### REQUIREMENT
Scan the material and copy every line in which "this" appears.

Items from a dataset
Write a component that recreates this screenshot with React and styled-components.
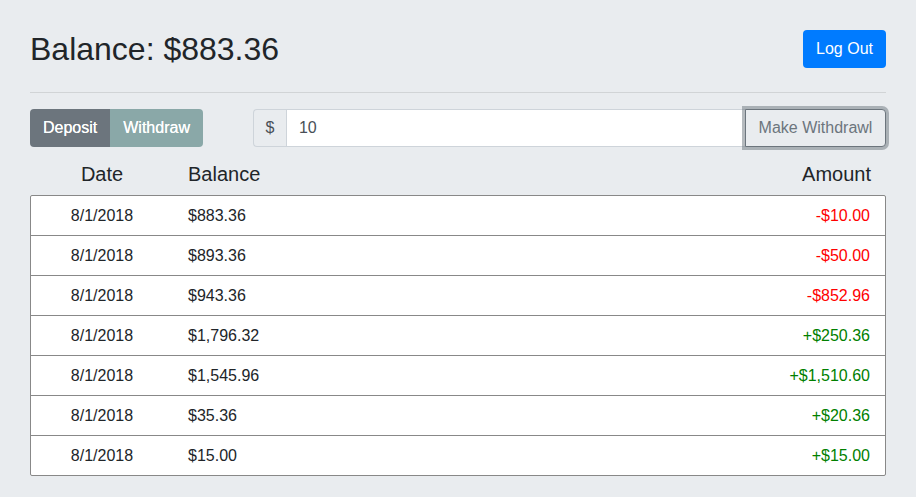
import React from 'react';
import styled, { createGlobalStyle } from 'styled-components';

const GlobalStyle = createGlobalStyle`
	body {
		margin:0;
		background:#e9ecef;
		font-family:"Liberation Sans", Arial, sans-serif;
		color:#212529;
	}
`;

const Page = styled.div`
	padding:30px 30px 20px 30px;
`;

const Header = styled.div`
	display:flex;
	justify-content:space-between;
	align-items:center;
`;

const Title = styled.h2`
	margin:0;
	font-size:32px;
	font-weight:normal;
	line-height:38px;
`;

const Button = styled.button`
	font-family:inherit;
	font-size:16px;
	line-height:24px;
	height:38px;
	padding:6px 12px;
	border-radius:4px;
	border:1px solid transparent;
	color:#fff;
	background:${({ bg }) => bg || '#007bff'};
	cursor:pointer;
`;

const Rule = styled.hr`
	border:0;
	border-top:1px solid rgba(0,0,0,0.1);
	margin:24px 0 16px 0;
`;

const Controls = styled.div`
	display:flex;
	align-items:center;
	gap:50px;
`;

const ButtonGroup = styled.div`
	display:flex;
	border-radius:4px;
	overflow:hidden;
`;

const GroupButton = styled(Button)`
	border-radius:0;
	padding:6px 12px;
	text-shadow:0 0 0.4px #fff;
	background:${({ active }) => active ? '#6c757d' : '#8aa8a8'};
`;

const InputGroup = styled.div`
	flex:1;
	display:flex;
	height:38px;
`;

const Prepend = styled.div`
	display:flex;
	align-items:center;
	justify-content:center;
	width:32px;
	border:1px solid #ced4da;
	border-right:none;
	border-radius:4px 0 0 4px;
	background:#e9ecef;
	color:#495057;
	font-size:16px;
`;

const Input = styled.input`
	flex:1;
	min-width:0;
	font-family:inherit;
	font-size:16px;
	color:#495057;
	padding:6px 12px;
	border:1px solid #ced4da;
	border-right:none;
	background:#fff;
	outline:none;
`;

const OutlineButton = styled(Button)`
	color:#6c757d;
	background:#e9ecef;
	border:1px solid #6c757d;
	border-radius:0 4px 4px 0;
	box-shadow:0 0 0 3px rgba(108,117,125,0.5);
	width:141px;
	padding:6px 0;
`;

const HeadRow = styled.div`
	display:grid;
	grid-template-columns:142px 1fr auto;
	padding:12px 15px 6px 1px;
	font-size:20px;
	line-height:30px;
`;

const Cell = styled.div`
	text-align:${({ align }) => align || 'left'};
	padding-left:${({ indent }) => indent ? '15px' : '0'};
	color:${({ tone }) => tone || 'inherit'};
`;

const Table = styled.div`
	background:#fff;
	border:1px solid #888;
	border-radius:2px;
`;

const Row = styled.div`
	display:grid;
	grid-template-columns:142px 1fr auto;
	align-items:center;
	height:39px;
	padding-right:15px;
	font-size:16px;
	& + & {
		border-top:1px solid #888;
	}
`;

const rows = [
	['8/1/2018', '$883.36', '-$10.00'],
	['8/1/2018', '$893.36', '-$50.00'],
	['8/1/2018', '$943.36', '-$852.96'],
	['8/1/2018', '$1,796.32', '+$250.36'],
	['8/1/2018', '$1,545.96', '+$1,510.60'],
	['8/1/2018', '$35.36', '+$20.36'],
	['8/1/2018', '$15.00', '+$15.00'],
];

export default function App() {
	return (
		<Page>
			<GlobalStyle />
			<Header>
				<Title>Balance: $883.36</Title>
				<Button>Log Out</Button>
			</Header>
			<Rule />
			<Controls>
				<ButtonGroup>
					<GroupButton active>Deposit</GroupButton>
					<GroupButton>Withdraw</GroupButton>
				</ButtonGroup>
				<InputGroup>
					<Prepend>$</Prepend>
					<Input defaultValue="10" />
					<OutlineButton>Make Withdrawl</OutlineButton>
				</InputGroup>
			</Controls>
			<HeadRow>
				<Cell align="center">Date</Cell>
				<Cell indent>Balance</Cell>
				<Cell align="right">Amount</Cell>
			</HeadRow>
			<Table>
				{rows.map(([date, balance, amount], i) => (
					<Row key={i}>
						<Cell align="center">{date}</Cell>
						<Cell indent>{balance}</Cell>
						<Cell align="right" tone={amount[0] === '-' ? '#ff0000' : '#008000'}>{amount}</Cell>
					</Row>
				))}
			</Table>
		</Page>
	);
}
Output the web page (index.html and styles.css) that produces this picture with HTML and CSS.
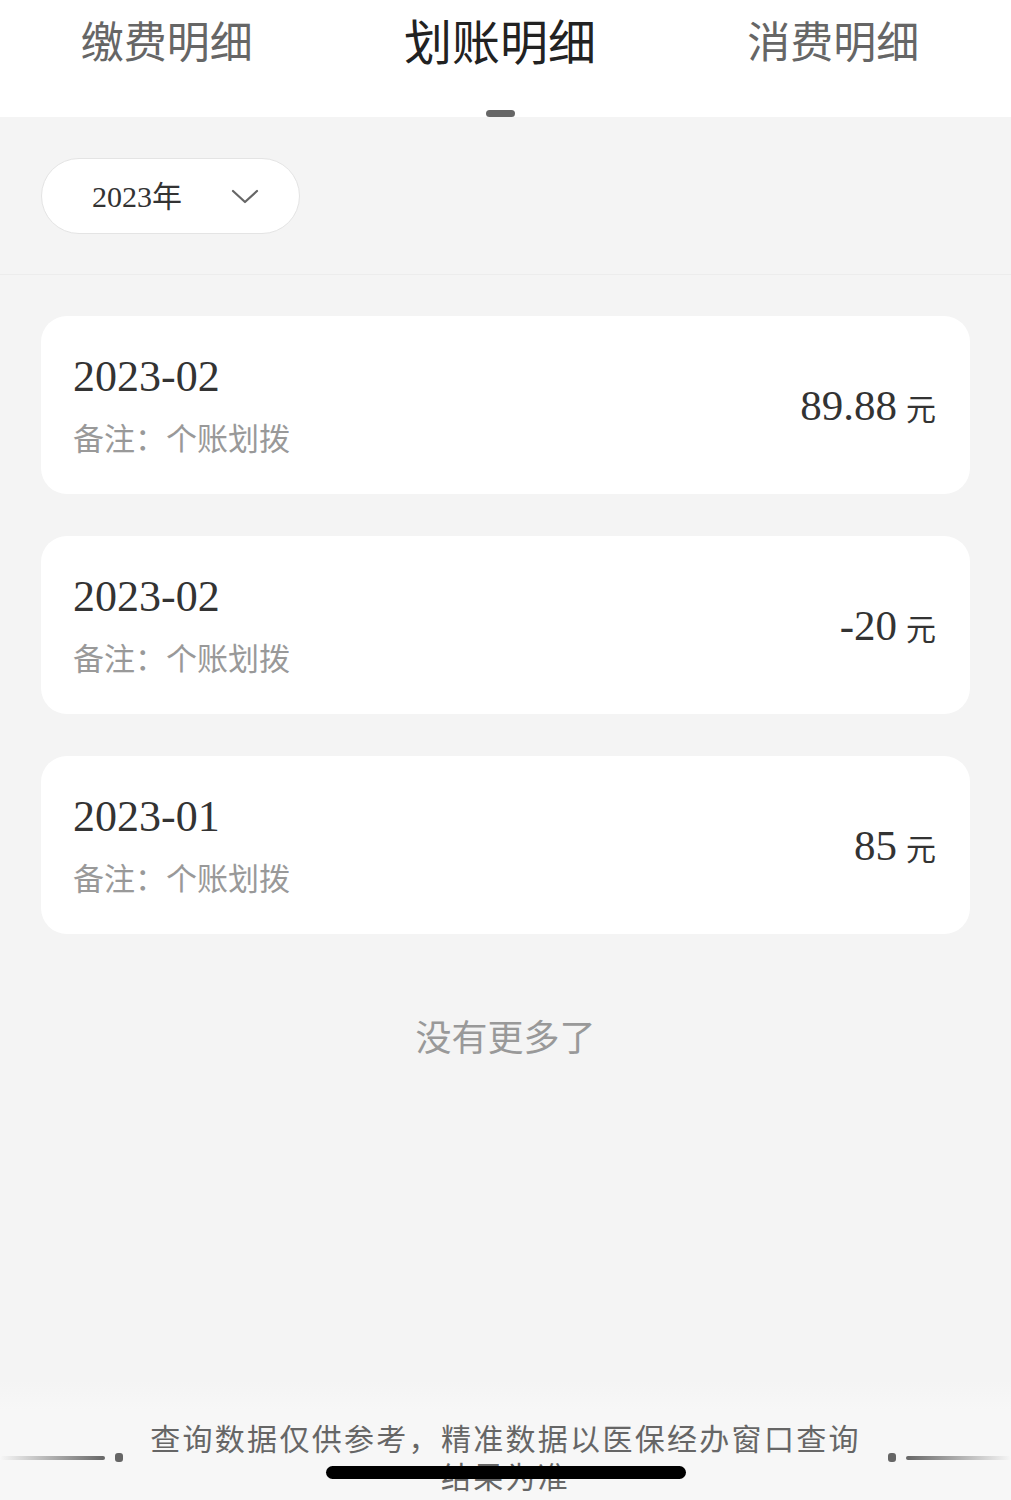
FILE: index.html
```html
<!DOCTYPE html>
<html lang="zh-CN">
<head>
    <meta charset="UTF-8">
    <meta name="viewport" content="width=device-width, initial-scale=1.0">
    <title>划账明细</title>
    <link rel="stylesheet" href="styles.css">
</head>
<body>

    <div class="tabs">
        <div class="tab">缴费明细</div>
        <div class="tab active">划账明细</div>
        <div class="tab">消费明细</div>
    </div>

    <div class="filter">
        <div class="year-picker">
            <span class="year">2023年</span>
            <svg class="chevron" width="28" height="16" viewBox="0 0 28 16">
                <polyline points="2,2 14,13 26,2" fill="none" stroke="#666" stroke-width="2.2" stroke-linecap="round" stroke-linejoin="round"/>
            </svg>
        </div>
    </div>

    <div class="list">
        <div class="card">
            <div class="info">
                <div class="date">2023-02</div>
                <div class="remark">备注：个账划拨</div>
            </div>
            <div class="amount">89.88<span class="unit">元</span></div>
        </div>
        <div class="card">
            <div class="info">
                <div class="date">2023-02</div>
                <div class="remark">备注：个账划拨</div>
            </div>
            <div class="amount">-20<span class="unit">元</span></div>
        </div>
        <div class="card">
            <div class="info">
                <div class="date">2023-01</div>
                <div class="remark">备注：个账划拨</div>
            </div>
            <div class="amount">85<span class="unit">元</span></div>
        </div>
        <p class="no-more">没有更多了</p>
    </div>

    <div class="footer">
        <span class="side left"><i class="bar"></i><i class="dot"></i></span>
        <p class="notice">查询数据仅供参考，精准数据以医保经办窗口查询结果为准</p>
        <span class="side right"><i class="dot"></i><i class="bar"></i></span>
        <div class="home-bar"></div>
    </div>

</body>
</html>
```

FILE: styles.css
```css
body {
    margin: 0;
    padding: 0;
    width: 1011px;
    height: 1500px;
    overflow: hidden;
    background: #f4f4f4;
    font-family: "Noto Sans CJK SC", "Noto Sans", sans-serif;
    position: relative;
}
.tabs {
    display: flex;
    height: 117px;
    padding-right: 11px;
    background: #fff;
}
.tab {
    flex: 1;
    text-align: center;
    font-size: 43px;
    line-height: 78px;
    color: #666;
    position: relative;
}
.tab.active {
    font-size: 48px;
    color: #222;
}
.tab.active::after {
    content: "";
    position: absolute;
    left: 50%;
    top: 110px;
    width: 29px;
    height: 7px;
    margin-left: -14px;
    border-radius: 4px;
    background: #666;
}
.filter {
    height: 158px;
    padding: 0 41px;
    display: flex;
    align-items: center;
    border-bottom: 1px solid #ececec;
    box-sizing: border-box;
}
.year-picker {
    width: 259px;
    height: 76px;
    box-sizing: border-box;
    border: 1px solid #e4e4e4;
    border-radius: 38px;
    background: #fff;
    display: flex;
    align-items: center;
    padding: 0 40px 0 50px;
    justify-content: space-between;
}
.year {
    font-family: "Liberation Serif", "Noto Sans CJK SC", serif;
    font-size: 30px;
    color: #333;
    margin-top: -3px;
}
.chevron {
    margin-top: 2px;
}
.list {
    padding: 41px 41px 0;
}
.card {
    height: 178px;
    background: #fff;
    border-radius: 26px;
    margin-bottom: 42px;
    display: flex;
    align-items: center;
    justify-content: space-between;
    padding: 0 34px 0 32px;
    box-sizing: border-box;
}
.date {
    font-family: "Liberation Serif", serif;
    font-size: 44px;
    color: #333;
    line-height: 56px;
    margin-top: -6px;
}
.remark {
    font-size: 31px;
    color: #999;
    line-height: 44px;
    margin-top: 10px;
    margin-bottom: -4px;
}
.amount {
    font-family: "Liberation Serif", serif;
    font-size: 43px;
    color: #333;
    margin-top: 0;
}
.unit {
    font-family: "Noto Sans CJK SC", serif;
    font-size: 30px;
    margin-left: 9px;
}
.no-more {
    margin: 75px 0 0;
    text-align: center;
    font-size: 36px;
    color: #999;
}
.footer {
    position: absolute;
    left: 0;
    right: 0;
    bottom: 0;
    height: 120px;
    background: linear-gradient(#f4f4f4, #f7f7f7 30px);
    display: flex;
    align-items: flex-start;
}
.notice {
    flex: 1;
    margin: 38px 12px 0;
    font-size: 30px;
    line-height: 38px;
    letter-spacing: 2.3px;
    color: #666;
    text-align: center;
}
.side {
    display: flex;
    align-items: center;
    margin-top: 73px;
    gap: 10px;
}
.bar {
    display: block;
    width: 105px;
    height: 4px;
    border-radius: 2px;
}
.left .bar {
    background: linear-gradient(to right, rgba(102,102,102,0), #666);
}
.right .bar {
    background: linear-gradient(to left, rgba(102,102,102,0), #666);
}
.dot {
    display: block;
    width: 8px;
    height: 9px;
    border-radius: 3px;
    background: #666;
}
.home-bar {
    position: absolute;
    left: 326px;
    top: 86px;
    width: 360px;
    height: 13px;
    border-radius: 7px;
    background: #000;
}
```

### FINISHED ANSWER
Write a component that recreates this screenshot with React and styled-components.
Output the web page (index.html and styles.css) that produces this picture with HTML and CSS.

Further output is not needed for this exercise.